Exercise description — Only the number is wanted: how many lines of the data contain "that"?
== Information provided ==
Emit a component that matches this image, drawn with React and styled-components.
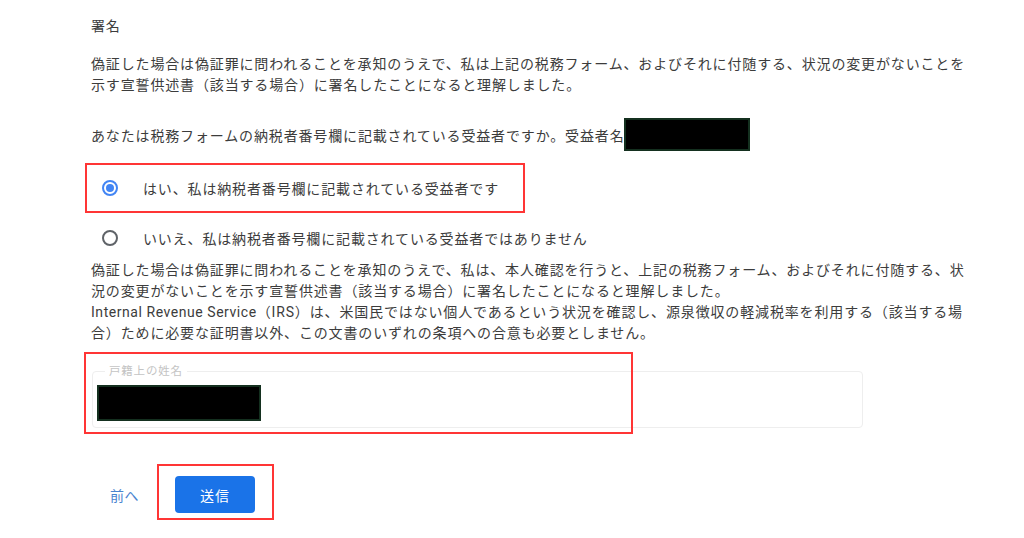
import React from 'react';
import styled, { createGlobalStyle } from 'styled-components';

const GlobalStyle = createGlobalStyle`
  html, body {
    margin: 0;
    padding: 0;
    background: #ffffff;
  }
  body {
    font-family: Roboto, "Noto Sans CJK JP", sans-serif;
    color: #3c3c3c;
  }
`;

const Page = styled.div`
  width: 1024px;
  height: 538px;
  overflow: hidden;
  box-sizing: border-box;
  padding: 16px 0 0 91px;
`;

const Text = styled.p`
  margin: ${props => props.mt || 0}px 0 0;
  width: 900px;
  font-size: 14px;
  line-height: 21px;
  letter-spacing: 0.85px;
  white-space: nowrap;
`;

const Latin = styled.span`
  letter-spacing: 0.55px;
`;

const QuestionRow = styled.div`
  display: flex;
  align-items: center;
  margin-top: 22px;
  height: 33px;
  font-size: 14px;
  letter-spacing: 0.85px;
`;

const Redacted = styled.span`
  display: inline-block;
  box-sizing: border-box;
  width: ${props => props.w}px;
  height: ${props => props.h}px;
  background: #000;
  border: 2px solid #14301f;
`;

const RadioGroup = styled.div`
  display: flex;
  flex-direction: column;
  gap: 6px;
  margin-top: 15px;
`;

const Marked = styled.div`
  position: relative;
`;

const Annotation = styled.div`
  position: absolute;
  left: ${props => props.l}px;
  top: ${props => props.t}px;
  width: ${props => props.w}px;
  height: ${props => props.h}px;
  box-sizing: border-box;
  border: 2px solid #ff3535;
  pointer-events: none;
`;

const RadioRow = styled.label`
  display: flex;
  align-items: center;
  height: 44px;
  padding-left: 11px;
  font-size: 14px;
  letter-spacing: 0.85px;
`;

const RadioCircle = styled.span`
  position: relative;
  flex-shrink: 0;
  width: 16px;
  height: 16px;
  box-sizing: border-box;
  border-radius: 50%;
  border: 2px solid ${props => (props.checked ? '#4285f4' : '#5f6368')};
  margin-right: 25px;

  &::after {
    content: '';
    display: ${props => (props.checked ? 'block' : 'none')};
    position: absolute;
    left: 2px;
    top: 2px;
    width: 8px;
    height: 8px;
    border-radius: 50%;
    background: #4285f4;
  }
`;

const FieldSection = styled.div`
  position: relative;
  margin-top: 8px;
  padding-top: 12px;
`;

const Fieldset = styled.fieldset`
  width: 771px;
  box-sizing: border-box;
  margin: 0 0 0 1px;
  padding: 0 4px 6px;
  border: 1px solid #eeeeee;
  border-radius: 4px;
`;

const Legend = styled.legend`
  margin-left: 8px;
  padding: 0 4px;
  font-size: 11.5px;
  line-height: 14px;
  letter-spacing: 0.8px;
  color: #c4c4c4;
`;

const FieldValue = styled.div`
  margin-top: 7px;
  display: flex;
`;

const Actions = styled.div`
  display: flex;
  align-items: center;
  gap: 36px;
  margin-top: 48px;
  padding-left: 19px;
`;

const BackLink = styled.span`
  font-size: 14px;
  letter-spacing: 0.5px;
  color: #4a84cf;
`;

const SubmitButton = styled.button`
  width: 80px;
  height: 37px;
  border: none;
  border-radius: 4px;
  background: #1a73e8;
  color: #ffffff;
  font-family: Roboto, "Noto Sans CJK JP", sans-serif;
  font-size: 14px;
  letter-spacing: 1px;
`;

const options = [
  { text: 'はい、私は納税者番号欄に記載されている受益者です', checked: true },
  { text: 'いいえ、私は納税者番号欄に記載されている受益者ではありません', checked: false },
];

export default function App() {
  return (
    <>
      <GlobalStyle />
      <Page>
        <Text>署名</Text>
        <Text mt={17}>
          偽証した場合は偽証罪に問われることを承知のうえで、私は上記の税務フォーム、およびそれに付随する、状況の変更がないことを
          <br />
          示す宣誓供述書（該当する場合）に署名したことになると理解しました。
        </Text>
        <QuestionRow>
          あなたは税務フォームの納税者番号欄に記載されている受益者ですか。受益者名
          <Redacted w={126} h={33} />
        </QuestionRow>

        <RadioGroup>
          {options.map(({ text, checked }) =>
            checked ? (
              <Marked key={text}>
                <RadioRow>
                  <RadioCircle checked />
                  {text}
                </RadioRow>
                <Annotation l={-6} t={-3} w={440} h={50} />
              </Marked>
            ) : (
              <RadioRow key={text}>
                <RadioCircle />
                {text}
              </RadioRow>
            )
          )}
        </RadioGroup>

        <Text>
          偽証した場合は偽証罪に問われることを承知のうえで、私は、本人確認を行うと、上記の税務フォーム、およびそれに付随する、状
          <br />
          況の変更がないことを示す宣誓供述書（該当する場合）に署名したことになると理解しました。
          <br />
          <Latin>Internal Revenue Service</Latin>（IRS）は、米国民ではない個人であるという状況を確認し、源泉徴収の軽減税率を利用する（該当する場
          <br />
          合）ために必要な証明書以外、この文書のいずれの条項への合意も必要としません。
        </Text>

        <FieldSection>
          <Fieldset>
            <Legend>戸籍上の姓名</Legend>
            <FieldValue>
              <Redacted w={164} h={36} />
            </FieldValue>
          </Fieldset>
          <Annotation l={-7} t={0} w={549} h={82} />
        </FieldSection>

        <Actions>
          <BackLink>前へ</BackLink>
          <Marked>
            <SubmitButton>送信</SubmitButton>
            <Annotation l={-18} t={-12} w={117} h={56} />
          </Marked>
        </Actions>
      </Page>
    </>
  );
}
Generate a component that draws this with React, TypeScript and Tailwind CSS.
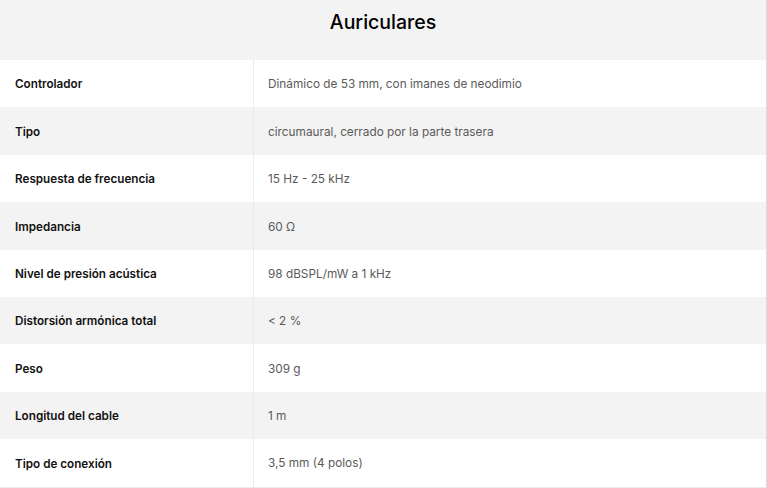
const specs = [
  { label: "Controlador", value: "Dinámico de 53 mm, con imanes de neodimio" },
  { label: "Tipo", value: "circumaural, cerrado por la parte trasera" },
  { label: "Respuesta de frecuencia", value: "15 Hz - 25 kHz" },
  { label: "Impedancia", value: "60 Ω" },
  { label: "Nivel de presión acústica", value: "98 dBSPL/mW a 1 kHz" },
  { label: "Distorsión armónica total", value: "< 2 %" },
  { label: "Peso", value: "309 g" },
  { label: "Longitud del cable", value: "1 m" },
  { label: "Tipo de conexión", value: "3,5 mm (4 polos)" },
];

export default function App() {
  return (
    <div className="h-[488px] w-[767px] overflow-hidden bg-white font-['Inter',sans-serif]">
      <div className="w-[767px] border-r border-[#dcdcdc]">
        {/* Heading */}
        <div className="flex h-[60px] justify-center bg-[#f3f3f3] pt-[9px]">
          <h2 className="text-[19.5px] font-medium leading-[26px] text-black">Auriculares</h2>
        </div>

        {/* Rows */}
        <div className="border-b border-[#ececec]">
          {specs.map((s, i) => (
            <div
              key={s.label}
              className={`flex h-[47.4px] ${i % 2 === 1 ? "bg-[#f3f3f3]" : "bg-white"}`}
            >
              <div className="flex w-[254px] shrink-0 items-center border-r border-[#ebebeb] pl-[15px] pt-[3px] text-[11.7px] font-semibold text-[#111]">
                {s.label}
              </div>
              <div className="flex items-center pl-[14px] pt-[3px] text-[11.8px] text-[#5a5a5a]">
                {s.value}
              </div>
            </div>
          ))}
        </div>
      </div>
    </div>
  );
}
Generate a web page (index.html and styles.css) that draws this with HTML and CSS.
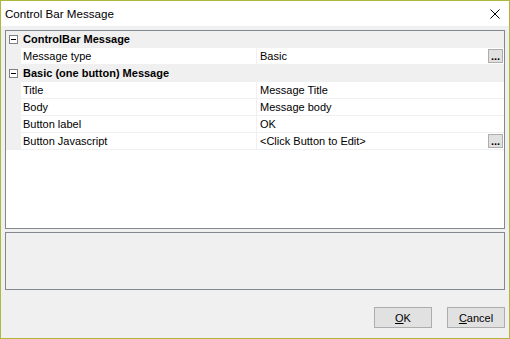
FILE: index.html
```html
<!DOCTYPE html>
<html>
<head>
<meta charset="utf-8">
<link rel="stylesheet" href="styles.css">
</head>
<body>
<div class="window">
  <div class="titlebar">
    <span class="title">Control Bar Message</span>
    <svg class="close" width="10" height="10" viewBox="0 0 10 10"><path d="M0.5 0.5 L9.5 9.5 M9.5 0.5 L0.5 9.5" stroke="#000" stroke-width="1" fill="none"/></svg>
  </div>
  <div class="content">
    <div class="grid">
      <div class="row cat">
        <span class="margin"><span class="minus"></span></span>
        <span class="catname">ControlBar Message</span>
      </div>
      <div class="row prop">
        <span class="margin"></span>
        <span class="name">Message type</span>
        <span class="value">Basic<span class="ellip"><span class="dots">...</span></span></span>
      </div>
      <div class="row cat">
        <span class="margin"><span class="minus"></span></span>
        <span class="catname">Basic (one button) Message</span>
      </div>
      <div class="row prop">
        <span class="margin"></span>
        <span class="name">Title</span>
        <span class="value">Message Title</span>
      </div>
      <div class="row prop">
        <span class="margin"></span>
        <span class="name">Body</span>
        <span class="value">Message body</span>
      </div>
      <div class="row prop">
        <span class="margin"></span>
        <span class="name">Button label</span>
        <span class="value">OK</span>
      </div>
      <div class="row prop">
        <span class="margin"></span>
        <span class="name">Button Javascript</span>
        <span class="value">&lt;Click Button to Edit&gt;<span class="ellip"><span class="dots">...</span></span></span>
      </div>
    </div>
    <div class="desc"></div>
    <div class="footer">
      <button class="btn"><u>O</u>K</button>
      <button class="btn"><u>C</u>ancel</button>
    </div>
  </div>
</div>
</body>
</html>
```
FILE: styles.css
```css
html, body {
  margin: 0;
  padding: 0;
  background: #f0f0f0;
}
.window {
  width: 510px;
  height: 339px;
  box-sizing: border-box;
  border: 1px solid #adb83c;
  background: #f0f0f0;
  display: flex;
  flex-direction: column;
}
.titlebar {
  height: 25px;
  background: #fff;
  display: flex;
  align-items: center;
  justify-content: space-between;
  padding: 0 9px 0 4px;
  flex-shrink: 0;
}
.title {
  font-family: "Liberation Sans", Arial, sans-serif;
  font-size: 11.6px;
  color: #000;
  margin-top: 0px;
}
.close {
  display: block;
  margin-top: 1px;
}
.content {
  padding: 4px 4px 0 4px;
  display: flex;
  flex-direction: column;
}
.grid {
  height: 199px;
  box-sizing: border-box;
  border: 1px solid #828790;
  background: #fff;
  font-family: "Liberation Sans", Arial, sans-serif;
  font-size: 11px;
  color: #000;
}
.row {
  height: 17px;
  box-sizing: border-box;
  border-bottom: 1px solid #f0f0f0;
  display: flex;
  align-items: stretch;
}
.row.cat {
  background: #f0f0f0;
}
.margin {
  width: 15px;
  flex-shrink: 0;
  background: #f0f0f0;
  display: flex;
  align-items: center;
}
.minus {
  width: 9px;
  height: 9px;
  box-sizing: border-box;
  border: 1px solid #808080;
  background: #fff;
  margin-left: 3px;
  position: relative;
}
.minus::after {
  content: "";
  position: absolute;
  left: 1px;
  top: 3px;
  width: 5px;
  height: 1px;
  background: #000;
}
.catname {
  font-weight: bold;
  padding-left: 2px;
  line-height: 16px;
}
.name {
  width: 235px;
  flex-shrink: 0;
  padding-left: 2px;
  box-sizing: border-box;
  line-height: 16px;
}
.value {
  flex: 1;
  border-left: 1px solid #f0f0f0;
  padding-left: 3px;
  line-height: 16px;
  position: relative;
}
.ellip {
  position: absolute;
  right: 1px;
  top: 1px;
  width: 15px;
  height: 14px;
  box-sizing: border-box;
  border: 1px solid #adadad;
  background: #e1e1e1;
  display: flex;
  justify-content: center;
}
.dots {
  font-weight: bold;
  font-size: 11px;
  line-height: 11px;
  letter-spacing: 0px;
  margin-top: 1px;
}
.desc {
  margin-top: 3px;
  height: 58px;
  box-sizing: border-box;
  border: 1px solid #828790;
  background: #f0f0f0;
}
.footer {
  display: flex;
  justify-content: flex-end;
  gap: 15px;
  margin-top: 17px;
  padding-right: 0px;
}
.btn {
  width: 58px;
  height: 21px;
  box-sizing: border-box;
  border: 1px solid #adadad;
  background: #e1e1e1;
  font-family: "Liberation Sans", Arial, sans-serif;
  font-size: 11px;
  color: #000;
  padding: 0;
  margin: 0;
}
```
===
Task answer — 3